In 1782 he suffered a paralytic stroke, from which he partially recovered. For seven years more he continued to paint. Then his left eye clouded, and soon lost its vision; in 1789 the right eye began to fail, and he put down his brush, despondent that almost total blindness was to be added to the semi-deafness which since his twenty-seventh year had forced him to use an ear trumpet. On December 10, 1790, he delivered the last of his discourses. He reaffirmed his faith in the academic and conservative precepts of his earlier addresses, and renewed his counsel to study line before color, and the classic-painters before attempting innovation.

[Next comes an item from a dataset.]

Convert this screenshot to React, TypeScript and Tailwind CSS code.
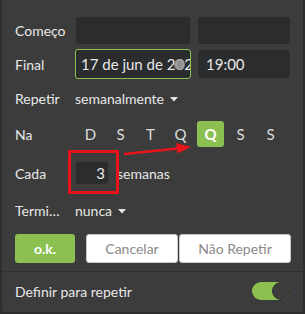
import React from "react";

const font = { fontFamily: "Lato, 'Noto Sans', sans-serif" };

function Caret() {
  return (
    <svg width="8" height="5" viewBox="0 0 8 5" className="ml-[6px] mt-[2px]">
      <path d="M0 0 L8 0 L4 4.5 Z" fill="#e6e6e6" />
    </svg>
  );
}

export default function App() {
  const days = ["D", "S", "T", "Q", "Q", "S", "S"];
  return (
    <div className="w-[305px] h-[314px] bg-[#2d2e2d] relative" style={font}>
      <div className="ml-[2px] w-[301px] h-[312px] bg-[#3b3c3b] rounded-b-[3px] flex flex-col text-[14px] text-[#e8e8e8]">
        {/* Começo */}
        <div className="mt-[17px] h-[27px] flex items-center">
          <div className="w-[61px] pl-[13px] shrink-0">Começo</div>
          <div className="ml-[13px] w-[114px] h-[27px] rounded-[3px] bg-[#2b2c2e]" />
          <div className="ml-[8px] w-[92px] h-[27px] rounded-[3px] bg-[#2b2c2e]" />
        </div>
        {/* Final */}
        <div className="mt-[5px] h-[30px] flex items-center">
          <div className="w-[61px] pl-[13px] shrink-0">Final</div>
          <div className="ml-[12px] w-[116px] h-[30px] rounded-[3px] bg-[#2b2c2e] border border-[#8cc152] relative overflow-hidden flex items-center pl-[5px] whitespace-nowrap text-[15px]">
            <span>17 de jun de 2025</span>
            <div className="absolute left-[98px] top-[9px] w-[11px] h-[11px] rounded-full bg-[#9a9a9a] opacity-90" />
          </div>
          <div className="ml-[7px] w-[92px] h-[28px] rounded-[3px] bg-[#2b2c2e] flex items-center pl-[8px] text-[15px]">19:00</div>
        </div>
        {/* Repetir */}
        <div className="mt-[7px] h-[24px] flex items-center">
          <div className="w-[61px] pl-[13px] shrink-0">Repetir</div>
          <div className="ml-[12px] flex items-center">
            <span>semanalmente</span>
            <Caret />
          </div>
        </div>
        {/* Na */}
        <div className="mt-[11px] h-[26px] flex items-center">
          <div className="w-[61px] pl-[13px] shrink-0">Na</div>
          <div className="ml-[14px] flex gap-[3px] text-[15px]">
            {days.map((d, i) => (
              <div
                key={i}
                className={
                  i === 4
                    ? "w-[27px] h-[26px] rounded-[3px] bg-[#8cc152] text-white font-bold flex items-center justify-center"
                    : "w-[27px] h-[26px] flex items-center justify-center text-[#dcdcdc]"
                }
              >
                {d}
              </div>
            ))}
          </div>
        </div>
        {/* Cada */}
        <div className="mt-[15px] h-[22px] flex items-center">
          <div className="w-[61px] pl-[13px] shrink-0">Cada</div>
          <div className="ml-[13px] w-[32px] h-[22px] rounded-[3px] bg-[#2b2c2e] flex items-center justify-end pr-[3px] text-[15px]">3</div>
          <span className="ml-[9px]">semanas</span>
        </div>
        {/* Termina */}
        <div className="mt-[15px] h-[22px] flex items-center">
          <div className="w-[61px] pl-[13px] shrink-0 overflow-hidden whitespace-nowrap text-ellipsis">Termina</div>
          <div className="ml-[12px] flex items-center">
            <span>nunca</span>
            <Caret />
          </div>
        </div>
        {/* Buttons */}
        <div className="mt-[13px] h-[29px] flex items-center pl-[13px]">
          <div className="w-[60px] h-[29px] rounded-[3px] bg-[#8cc152] text-white font-bold flex items-center justify-center">o.k.</div>
          <div className="ml-[11px] w-[92px] h-[29px] rounded-[3px] bg-white border border-[#c8c8c8] text-[#8a8a8a] flex items-center justify-center">Cancelar</div>
          <div className="ml-[1px] w-[112px] h-[29px] rounded-[3px] bg-white border border-[#c8c8c8] text-[#8a8a8a] flex items-center justify-center">Não Repetir</div>
        </div>
        {/* Divider */}
        <div className="mt-[8px] h-px bg-[#2e2f2e]" />
        {/* Definir */}
        <div className="mt-[10px] h-[18px] flex items-center pl-[13px] pr-[13px] justify-between">
          <span>Definir para repetir</span>
          <div className="w-[38px] h-[18px] rounded-full bg-[#8cc152] relative">
            <div className="absolute right-0 top-0 w-[18px] h-[18px] rounded-full bg-[#3b3c3b] border border-[#2e2f2e]" />
          </div>
        </div>
      </div>
      {/* Red highlight rectangle */}
      <div className="absolute left-[68px] top-[150px] w-[51px] h-[44px] border-[3px] border-[#e8141b]" />
      {/* Red arrow */}
      <svg className="absolute left-0 top-0" width="305" height="314" viewBox="0 0 305 314">
        <line x1="124" y1="154" x2="178" y2="148.5" stroke="#e8141b" strokeWidth="2.5" />
        <path d="M191 147 L176 143 L177.5 153.5 Z" fill="#e8141b" />
      </svg>
    </div>
  );
}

He ended with a paean to Michelangelo:
Were I now to begin the world again, I would tread in the steps of that great master; to kiss the hem of his garment, to catch the slightest of his
perfections, would be glory and distinction enough for an ambitious man.... I reflect, not without vanity, that these discourses bear testimony of my admiration of that truly divine man; and I should desire that the last word which I should pronounce in this Academy, and from this place, might be the name of Michael Angelo.46
The repentant portraitist died on February 23, 1792, and nine noblemen were proud to bear his remains to St. Paul’s.
V. THOMAS GAINSBOROUGH
Reynolds was a man of the world, ready to make the obeisances required for social acceptance; Gainsborough was a passionate individualist who raged at the sacrifices demanded of his personality and his art as the price of success. His parents were Dissenters; Thomas inherited their independence of spirit without their piety. Stories are told of his playing truant from school in his native Sudbury to roam the countryside, sketching trees and sky, and the cattle grazing in the fields or drinking at a pond. Having by the age of fourteen drawn all the trees in the neighborhood, he obtained permission from his father to go to London and study art. There he studied the women of the town, as we gather from his later advice to a young actor: “Don’t run about London streets, fancying you are catching strokes of nature, at the hazard of your constitution. It was my first school, and deeply read in petticoats I am; therefore you may allow me to caution you.”47
Suddenly, still but nineteen, he found himself married to a Scottish girl of sixteen, Margaret Burr. She was, by most accounts, the illegitimate daughter of a duke, but she had an income of £ 200 a year.48 In 1748 they settled in Ipswich. He joined a music club there, for he was fond of music, and played several instruments. “I make portraits for a living, landscapes because I love them, and music because I cannot help myself.”49 In the work of the Dutch “landskip” painters he found a reinforcement of his interest in nature. Philip Thicknesse, governor of the nearby Landguard Fort, commissioned him to paint the fort, the neighboring hills, and Harwich; then he advised him to seek a richer and wider clientele in Bath.